Considerations on the Design of Resilient 2.5-3D Heterogeneous, Multilayer Interposer Systems for Chip Lifecycle Management

Abstract

Technology scaling, which made electronics accessible and affordable for almost everyone on the globe, has advanced integrated circuit (IC) and electronics since the sixties. Nevertheless, it is well recognized that such scaling has introduced new (and major) reliability challenges to the semiconductor industry.

This tutorial addresses the background mechanisms impacting resilience of ICs and shows how on-chip lifecycle management (OCLM) closes the loop when combined effects are unknown or untestable. Shrinking nodes and stacking heterogeneous dies do open many new failure modes (thermal, EMI, aging, SEU, process variation, PDN/noise coupling, electromigration, cross-talk, TSV/interposer faults) and many combined effects simply cannot be exhaustively predicted before deployment.

This tutorial discusses such failure modes and proposes mitigation solutions. Such techniques are based on the massive deployment of on-chip cross-layer sensors that are placed in strategic points of the chiplets and interposer, a data wrapper interface & management hub that is responsible to process and store the collected data from the sensors in a way to create an in-mission history of events, and on-chip analytics. The sensors can monitor from aging, power-supply noise activity and transient faults in memory elements up to system-level transactions in system bus, processor cores and memory IPs, from dies to the interposer level. IEEE and IEC standards are used to support data monitoring and collection processes.

The analytics engine can be implemented based on simple/straightforward data structures such as LUT and CAM, or be based on advanced Machine Learning/Artificial Intelligence (ML/AI) algorithms such as DyNN. ML is used to predict in-field system reliability according to predefined values. The ultimate goal is to perform on-chip lifecycle management to trade, in-mission mode, power, performance, reliability and lifespan. Concrete examples implemented in FPGAs as well as chips manufactured at IHP will illustrate the tutorial.

Index Terms: Cross-layer sensing, Total-Ionizing dose (TID), Single-event upset (SEU), Conducted electromagnetic interference (EMI), IEC Standards, Electronics wear-out, Aging modeling, On-chip sensor, On-chip analytics, Heterogeneous integration, Multilayer interposer, In-mission mode monitoring, Resilient system, Silicon lifecycle management (SLM).

Date and place: June 26, 2026, 9:20, Room D

Target Audience: IC- and system-level designers (engineers and PhD students) working on critical applications such as aerospace, defense & security, automotive.
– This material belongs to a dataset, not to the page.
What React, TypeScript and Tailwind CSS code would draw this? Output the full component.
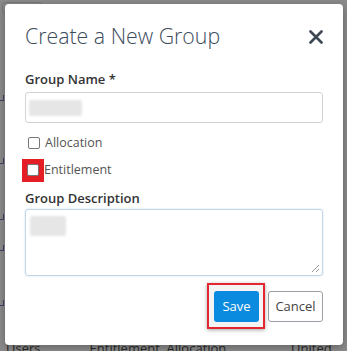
import React from 'react';

const font = { fontFamily: '"Open Sans", "Noto Sans", sans-serif' };

function Blur({ w, h }: { w: string; h: string }) {
  return <div className={`${w} ${h} rounded-[2px] bg-[#e6e6e6] blur-[1px]`} />;
}

export default function App() {
  return (
    <div className="relative w-[347px] h-[351px] overflow-hidden bg-[#8b8b8b]" style={font}>
      {/* page behind the overlay */}
      <div className="absolute left-0 top-0 w-full h-full text-[13px] text-[#2a2a2a]">
        <div className="absolute left-[2px] top-[2px] w-[40px] h-[12px] border border-[#7a7a7a] rounded-[3px]" />
        {[95, 158, 214, 245, 300].map((y) => (
          <div key={y} className="absolute left-0 w-[4px] h-[6px] border-r border-b border-[#4a3a6a]" style={{ top: y }} />
        ))}
        <div className="absolute left-[6px] top-[339px] flex w-full leading-[18px]">
          <span className="w-[85px]">Users</span>
          <span className="w-[205px]">Entitlement, Allocation</span>
          <span>United Sta</span>
        </div>
      </div>

      <div className="relative ml-[5px] mt-[4px] w-[338px] h-[341px] bg-white rounded-[4px] shadow-[0_2px_8px_rgba(0,0,0,0.3)] px-[20px] pt-[17px]">
        {/* Header */}
        <div className="flex items-center justify-between">
          <h2 className="text-[21.3px] font-light text-[#3b4b5b] leading-[30px]">Create a New Group</h2>
          <svg width="14" height="14" viewBox="0 0 14 14" className="mt-[2px]">
            <path d="M1.5 1.5 L12.5 12.5 M12.5 1.5 L1.5 12.5" stroke="#3d4852" strokeWidth="2.6" strokeLinecap="round" />
          </svg>
        </div>

        {/* Group name */}
        <label className="block mt-[19px] text-[13px] font-semibold text-[#333] leading-[18px]">Group Name *</label>
        <div className="mt-[4px] h-[31px] border border-[#cfd4d8] rounded-[3px] px-[3px] pt-[7px]">
          <Blur w="w-[53px]" h="h-[16px]" />
        </div>

        {/* Checkboxes */}
        <div className="mt-[11px] flex items-center gap-[5px] pl-[3px] text-[12.5px] text-[#555] leading-[18px]">
          <span className="w-[12px] h-[12px] border border-[#767676] rounded-[2px] bg-white" />
          <span>Allocation</span>
        </div>
        <div className="mt-[9px] flex items-center pl-[3px] text-[12.5px] text-[#555] leading-[18px]">
          <span className="-ml-[6px] -my-[3px] w-[22px] h-[23px] bg-[#e51d25] flex items-center justify-center">
            <span className="w-[12px] h-[12px] border border-[#767676] rounded-[2px] bg-white" />
          </span>
          <span>Entitlement</span>
        </div>

        {/* Description */}
        <label className="block mt-[10px] text-[13px] font-semibold text-[#333] leading-[18px]">Group Description</label>
        <div className="relative mt-[2px] h-[67px] border border-[#c3d6e6] rounded-[3px] px-[4px] pt-[6px] shadow-[0_0_2px_rgba(120,170,220,0.4)]">
          <Blur w="w-[36px]" h="h-[20px]" />
          <svg width="9" height="9" viewBox="0 0 9 9" className="absolute right-[2px] bottom-[2px]">
            <path d="M8 1 L1 8 M8 5 L5 8" stroke="#999" strokeWidth="1" />
          </svg>
        </div>

        {/* Footer */}
        <div className="mt-[15px] flex justify-end gap-[9px]">
          <div className="relative">
            <span className="absolute -left-[7px] -right-[6px] -top-[8px] -bottom-[7px] border-2 border-[#e3262f] shadow-[0_1px_4px_rgba(0,0,0,0.35)] bg-[#f4f4f4]" />
            <button className="relative w-[45px] h-[31px] rounded-[3px] bg-[#0b8be0] text-white text-[13px]">Save</button>
          </div>
          <button className="w-[55px] h-[31px] rounded-[3px] border border-[#9aa0a6] bg-white text-[#444] text-[13px]">Cancel</button>
        </div>
      </div>
    </div>
  );
}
Short Bio: Fabian Vargas obtained the Ph.D. Degree in Microelectronics from the Institut National Polytechnique de Grenoble (INPG), France, in 1995. At present, he is Senior Scientist at IHP - Leibniz Institute for High Performance Microelectronics, Germany, where he works on the design of on-chip sensors and cross-layer resilience for aerospace systems. Vargas has served as Technical Committee Member and Guest-Editor in many IEEE-sponsored conferences and journals. He holds several patents and published over 200 refereed papers. Vargas was researcher of the BR National Science Foundation from 1996 to 2023. He co-founded the IEEE-Computer Society Latin American Test Technology Technical Council (IEEE LA-TTTC) in 1997 and the IEEE Latin American Test Symposium (LATS) in 2000. He received the Meritorious Service Award of the IEEE Computer Society for providing significant services as chair of these groups. Vargas is Golden Core Member of the IEEE Computer Society and Senior Member of the IEEE.

Acknowledgments

Part of the work presented by Dr. Fabian Vargas has received funding from the European Union’s Horizon Europe research and innovation programme under grant agreement No. 101160314 (Project TWIN-RELECT). Views and opinions expressed are however those of the author(s) only and do not necessarily reflect those of the European Union or the European Health and Digital Executive Agency (granting authority). Neither the European Union nor the granting authority can be held responsible for them.